Comment et par quelles étapes ces conditions sociétales pourront un jour permettre l’octroi, aux habitants de ces contrées, par ailleurs diverses, de véritables « droits politiques » ? Gorbatchev s’y est cassé les dents. Depuis lors, la société s’est enrichie, les mentalités ont pu évoluer.

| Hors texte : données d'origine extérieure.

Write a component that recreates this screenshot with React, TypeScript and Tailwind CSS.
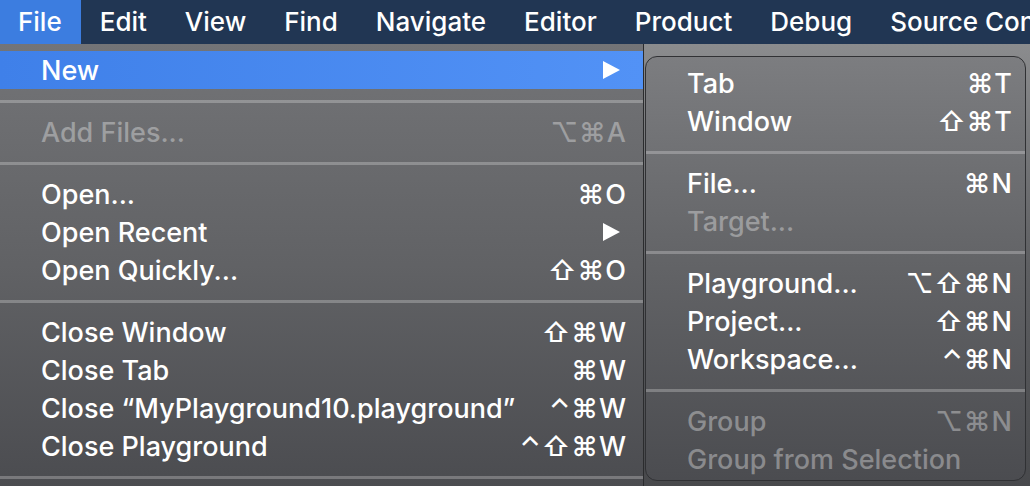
import React from "react";

type Item =
  | { type: "sep" }
  | { type: "item"; label: string; shortcut?: string; disabled?: boolean; submenu?: boolean; active?: boolean };

const leftItems: Item[] = [
  { type: "item", label: "New", submenu: true, active: true },
  { type: "sep" },
  { type: "item", label: "Add Files...", shortcut: "⌥⌘A", disabled: true },
  { type: "sep" },
  { type: "item", label: "Open...", shortcut: "⌘O" },
  { type: "item", label: "Open Recent", submenu: true },
  { type: "item", label: "Open Quickly...", shortcut: "⇧⌘O" },
  { type: "sep" },
  { type: "item", label: "Close Window", shortcut: "⇧⌘W" },
  { type: "item", label: "Close Tab", shortcut: "⌘W" },
  { type: "item", label: "Close “MyPlayground10.playground”", shortcut: "⌃⌘W" },
  { type: "item", label: "Close Playground", shortcut: "⌃⇧⌘W" },
  { type: "sep" },
];

const rightItems: Item[] = [
  { type: "item", label: "Tab", shortcut: "⌘T" },
  { type: "item", label: "Window", shortcut: "⇧⌘T" },
  { type: "sep" },
  { type: "item", label: "File...", shortcut: "⌘N" },
  { type: "item", label: "Target...", disabled: true },
  { type: "sep" },
  { type: "item", label: "Playground...", shortcut: "⌥⇧⌘N" },
  { type: "item", label: "Project...", shortcut: "⇧⌘N" },
  { type: "item", label: "Workspace...", shortcut: "⌃⌘N" },
  { type: "sep" },
  { type: "item", label: "Group", shortcut: "⌥⌘N", disabled: true },
  { type: "item", label: "Group from Selection", disabled: true },
];

const Triangle = () => (
  <svg width="18" height="18" viewBox="0 0 18 18" className="mr-[7px]">
    <polygon points="1,0 18,9 1,18" fill="#ffffff" />
  </svg>
);

function Rows({ items, pl, pr }: { items: Item[]; pl: string; pr: string }) {
  return (
    <>
      {items.map((it, i) =>
        it.type === "sep" ? (
          <div key={i} className="h-[24px] flex items-center">
            <div className="h-[3px] w-full bg-white/25" />
          </div>
        ) : (
          <div
            key={i}
            className={`h-[38px] flex items-center justify-between ${pl} ${pr} ${
              it.active ? "bg-gradient-to-r from-[#3f80e9] to-[#5292f6]" : ""
            } ${it.disabled ? "text-white/35" : "text-white"}`}
          >
            <span className="whitespace-nowrap">{it.label}</span>
            {it.submenu ? (
              <Triangle />
            ) : it.shortcut ? (
              <span className="whitespace-nowrap tracking-[1px]">{it.shortcut}</span>
            ) : null}
          </div>
        )
      )}
    </>
  );
}

export default function App() {
  const bar = ["File", "Edit", "View", "Find", "Navigate", "Editor", "Product", "Debug", "Source Control"];
  return (
    <div className="w-[1030px] h-[486px] overflow-hidden flex flex-col font-['Inter','DejaVu_Sans',sans-serif] font-medium bg-[#4a4b4e]">
      <div className="h-[44px] shrink-0 flex bg-[#213653] text-white text-[26px] leading-none whitespace-nowrap">
        {bar.map((b, i) => (
          <div
            key={b}
            className={`h-full flex items-center shrink-0 px-[19px] ${i === 0 ? "bg-[#3c7de0] pl-[18px]" : ""}`}
          >
            {b}
          </div>
        ))}
      </div>
      <div className="flex flex-1 min-h-0">
        <div className="w-[644px] shrink-0 border-r border-[#2b2c2e] pt-[7px] text-[27px] leading-none bg-gradient-to-b from-[#737477] via-[#616265] to-[#4b4c50]">
          <Rows items={leftItems} pl="pl-[41px]" pr="pr-[16px]" />
        </div>
        <div className="flex-1 pt-[12px] pl-[1px] pr-[4px] bg-gradient-to-b from-[#8b8c8e] via-[#5e5f62] to-[#48494c]">
          <div className="h-[425px] rounded-[12px] border border-[#303134] pt-[7px] text-[27px] leading-none bg-gradient-to-b from-[#7c7d80] via-[#626366] to-[#4b4c50] overflow-hidden">
            <Rows items={rightItems} pl="pl-[41px]" pr="pr-[12px]" />
          </div>
        </div>
      </div>
    </div>
  );
}
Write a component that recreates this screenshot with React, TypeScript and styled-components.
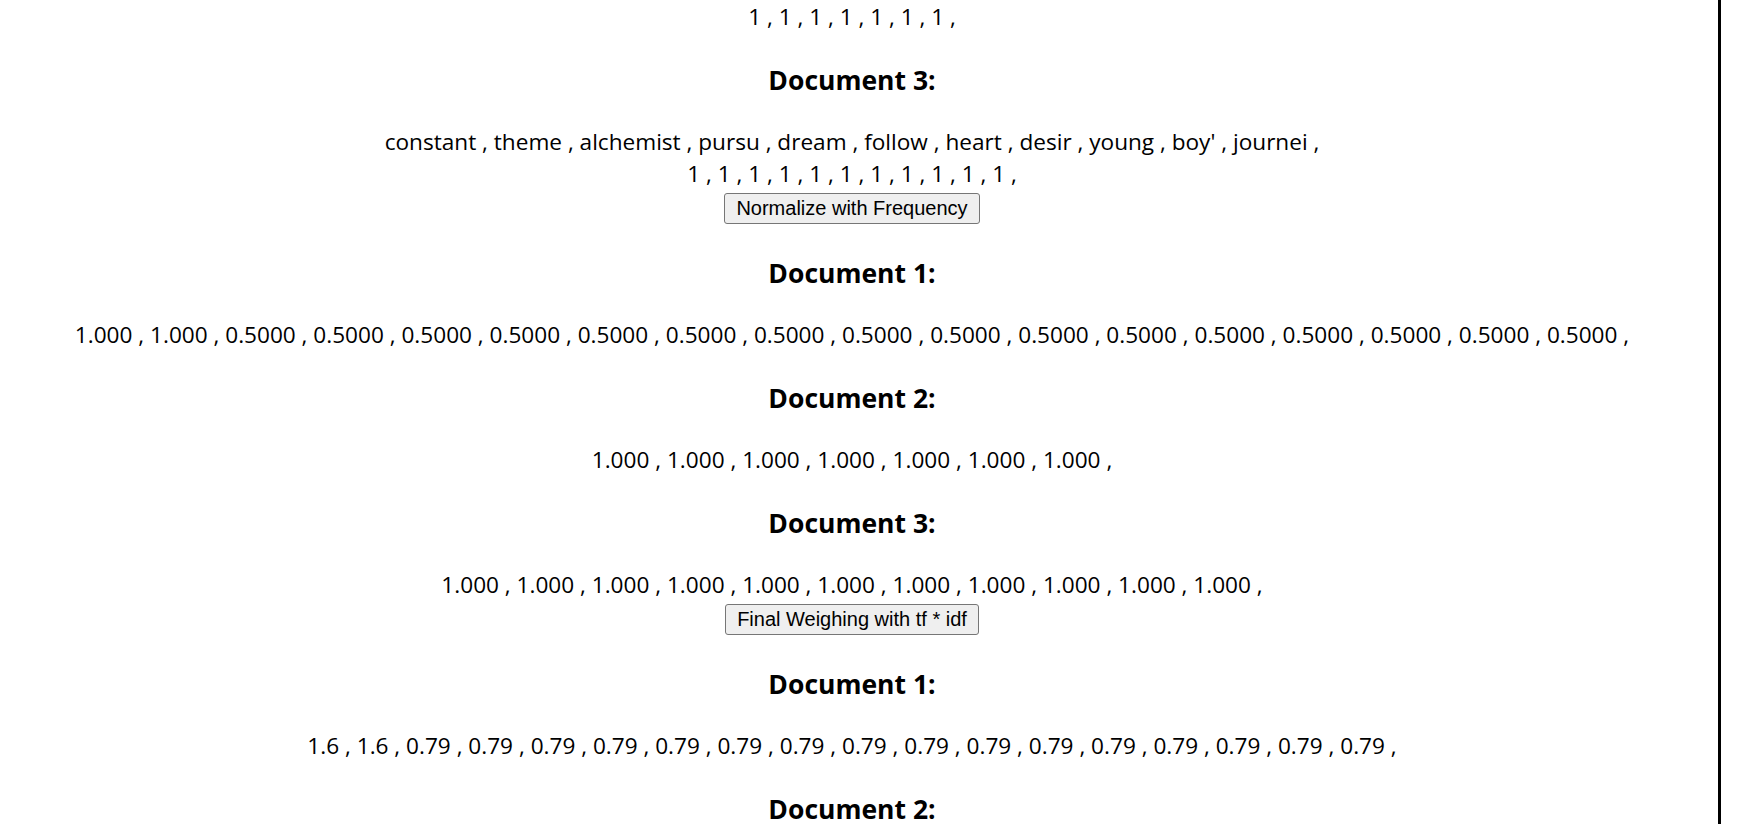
import React from 'react'
import styled, { createGlobalStyle } from 'styled-components'

const GlobalStyle = createGlobalStyle`
  html, body {
    margin: 0;
    padding: 0;
    background: #fff;
    overflow: hidden;
  }
  body {
    font-family: "Open Sans", "Noto Sans", sans-serif;
    color: #000;
  }
`

const Page = styled.div`
  display: flex;
  height: 824px;
  overflow: hidden;
`

const Main = styled.div`
  box-sizing: border-box;
  flex: 0 0 1721px;
  padding: 1px 14px 0 0;
  border-right: 3px solid #000;
  text-align: center;
`

const Heading = styled.h3`
  margin: 29px 0 27px;
  font-size: 26.5px;
  font-weight: 700;
  line-height: 37px;
`

const Line = styled.div`
  font-size: 22.6px;
  line-height: 32px;
  white-space: nowrap;
`

const ButtonRow = styled.div`
  padding: 3px 0 2px;
  line-height: 0;
`

const ActionButton = styled.button`
  height: 31px;
  padding: 0 11px;
  font-family: "Liberation Sans", Arial, sans-serif;
  font-size: 20px;
  line-height: 29px;
  color: #000;
  background: #efefef;
  border: 1px solid #767676;
  border-radius: 3px;
`

const list = (items: (string | number)[]) => items.join(' , ') + ' ,'
const repeat = (v: string, n: number) => Array(n).fill(v)

type Doc = { title: string; lines: string[] }

const counts: Doc[] = [
  {
    title: 'Document 3:',
    lines: [
      list(['constant', 'theme', 'alchemist', 'pursu', 'dream', 'follow', 'heart', 'desir', 'young', "boy'", 'journei']),
      list(repeat('1', 11)),
    ],
  },
]

const normalized: Doc[] = [
  { title: 'Document 1:', lines: [list(['1.000', '1.000', ...repeat('0.5000', 16)])] },
  { title: 'Document 2:', lines: [list(repeat('1.000', 7))] },
  { title: 'Document 3:', lines: [list(repeat('1.000', 11))] },
]

const weighted: Doc[] = [
  { title: 'Document 1:', lines: [list(['1.6', '1.6', ...repeat('0.79', 16)])] },
  { title: 'Document 2:', lines: [list(repeat('0.79', 7))] },
  { title: 'Document 3:', lines: [list(repeat('0.79', 11))] },
]

const DocBlock = ({ doc }: { doc: Doc }) => (
  <>
    <Heading>{doc.title}</Heading>
    {doc.lines.map((l, i) => (
      <Line key={i}>{l}</Line>
    ))}
  </>
)

const App = () => {
  return (
    <>
      <GlobalStyle />
      <Page>
        <Main>
          <Line>{list(repeat('1', 7))}</Line>
          {counts.map((d, i) => <DocBlock key={`c${i}`} doc={d} />)}
          <ButtonRow>
            <ActionButton>Normalize with Frequency</ActionButton>
          </ButtonRow>
          {normalized.map((d, i) => <DocBlock key={`n${i}`} doc={d} />)}
          <ButtonRow>
            <ActionButton>Final Weighing with tf * idf</ActionButton>
          </ButtonRow>
          {weighted.map((d, i) => <DocBlock key={`w${i}`} doc={d} />)}
        </Main>
      </Page>
    </>
  )
}

export default App
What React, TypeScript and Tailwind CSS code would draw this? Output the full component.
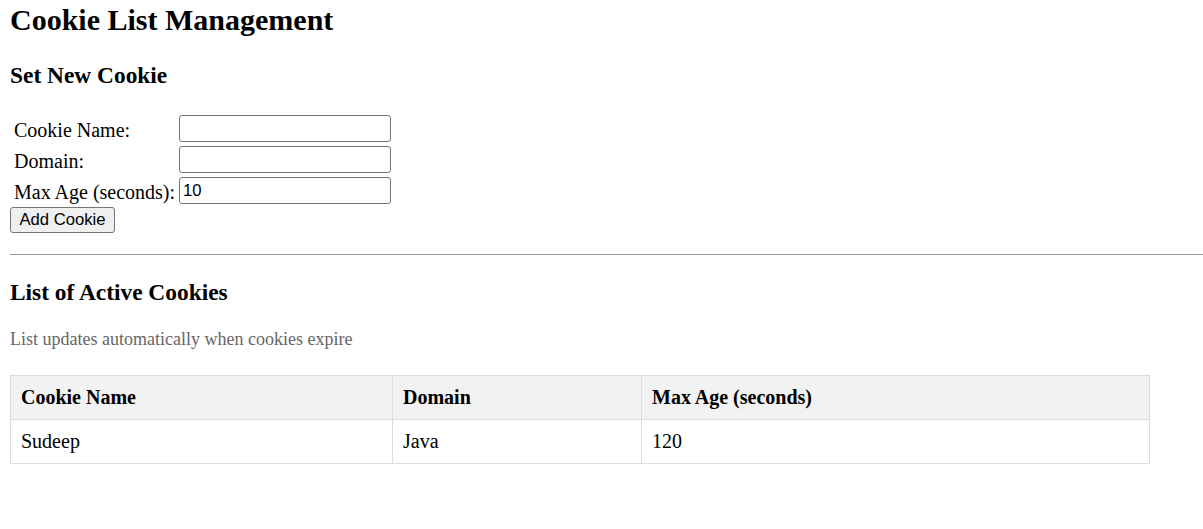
import { useState } from "react";

type Cookie = { name: string; domain: string; maxAge: number };

function App() {
  const [name, setName] = useState("");
  const [domain, setDomain] = useState("");
  const [maxAge, setMaxAge] = useState("10");
  const [cookies, setCookies] = useState<Cookie[]>([
    { name: "Sudeep", domain: "Java", maxAge: 120 },
  ]);

  const addCookie = () => {
    if (!name) return;
    setCookies([...cookies, { name, domain, maxAge: Number(maxAge) }]);
    setName("");
    setDomain("");
  };

  const inputClass =
    "w-[212px] h-[27px] border border-[#767676] rounded-[3px] px-[3px] bg-white text-[16.67px] font-['Liberation_Sans',Arial,sans-serif] outline-none";

  return (
    <div className="min-h-screen bg-white pl-[10px] pt-[3px] text-black font-['Liberation_Serif','Times_New_Roman',serif]">
      <h1 className="text-[30px] font-bold leading-[34px]">Cookie List Management</h1>

      {/* Form section */}
      <h3 className="mt-[25px] text-[23.4px] font-bold leading-[27px]">Set New Cookie</h3>

      <div className="mt-[26px] grid grid-cols-[165px_212px] gap-y-[4px] pl-[4px] text-[20px] leading-[22px]">
        <label className="flex items-center pt-[2px]">Cookie Name:</label>
        <input className={inputClass} value={name} onChange={(e) => setName(e.target.value)} />
        <label className="flex items-center pt-[2px]">Domain:</label>
        <input className={inputClass} value={domain} onChange={(e) => setDomain(e.target.value)} />
        <label className="flex items-center pt-[2px]">Max Age (seconds):</label>
        <input className={inputClass} value={maxAge} onChange={(e) => setMaxAge(e.target.value)} />
      </div>

      <button
        onClick={addCookie}
        className="mt-[3px] block w-[105px] h-[26px] bg-[#efefef] border border-[#767676] rounded-[3px] text-[16.67px] leading-[20px] font-['Liberation_Sans',Arial,sans-serif]"
      >
        Add Cookie
      </button>

      <hr className="mt-[21px] border-0 border-t border-[#9a9a9a]" />

      {/* Cookie list */}
      <h3 className="mt-[24px] text-[23.4px] font-bold leading-[27px]">List of Active Cookies</h3>
      <p className="mt-[23px] text-[18px] leading-[21px] text-[#666]">
        List updates automatically when cookies expire
      </p>

      <table className="mt-[25px] w-[1140px] border-collapse text-[20px] leading-[23px]">
        <thead>
          <tr className="bg-[#f2f2f2]">
            <th className="w-[382px] border border-[#ddd] px-[10px] py-[10px] text-left font-bold">Cookie Name</th>
            <th className="w-[249px] border border-[#ddd] px-[10px] py-[10px] text-left font-bold">Domain</th>
            <th className="border border-[#ddd] px-[10px] py-[10px] text-left font-bold">Max Age (seconds)</th>
          </tr>
        </thead>
        <tbody>
          {cookies.map((c) => (
            <tr key={c.name}>
              <td className="border border-[#ddd] px-[10px] py-[10px]">{c.name}</td>
              <td className="border border-[#ddd] px-[10px] py-[10px]">{c.domain}</td>
              <td className="border border-[#ddd] px-[10px] py-[10px]">{c.maxAge}</td>
            </tr>
          ))}
        </tbody>
      </table>
    </div>
  );
}

export default App;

L’élite et les valeurs, une economie de la rente
Pour répondre à cette question, aujourd’hui presque angoissante, on peut suggérer quelques pistes : le rôle de l’élite, pour promouvoir l’émergence de valeurs et donc le droit et la justice, la sortie d’une économie de la rente, fragile car tributaire du cours du gaz, du pétrole et de l'avnenir très incertain de ces sources d'Energie et qui entretient l’apathie de l’économie russe. Les sanctions occidentales auront-elles dans la durée une influence ?
Martine F-B
*Biographie
Fils de Delphine de Sabran et d’Armand de Custine, Astolphe de Custine (1790 – 1857) naît au cœur de la tourmente révolutionnaire : son père et son grand-père sont guillotinés, sa mère est incarcérée tandis que lui reste caché pendant des mois, L’influence de Chateaubriand, qui deviendra l’amant de sa mère, et son père spirituel, est décisive dans son désir d’écrire. Il tente d’abord une carrière dans la politique, vise la diplomatie et la pairie, mais échoue dans ses ambitions. Il reçoit dans son hôtel particulier 6 rue de la Rochefoucauld à Paris (actuel 12), les plus éminents esprits de son temps : Chateaubriand, Lamartine, Stendhal, Balzac, Théophile Gautier, Victor Hugo, George Sand, Chopin, l’actrice Rachel, etc. Il est l’auteur de romans, ainsi que de récits de voyages sur l’Espagne, l’Italie ou encore l’Angleterre. Mais c’est plus particulièrement son ouvrage déterminant et audacieux sur La Russie en 1839 (1843) qui fait de lui un écrivain accompli et reconnu. Cet ouvrage est une version complétée des « Lettres de Russie » qui ont inspiré ce post.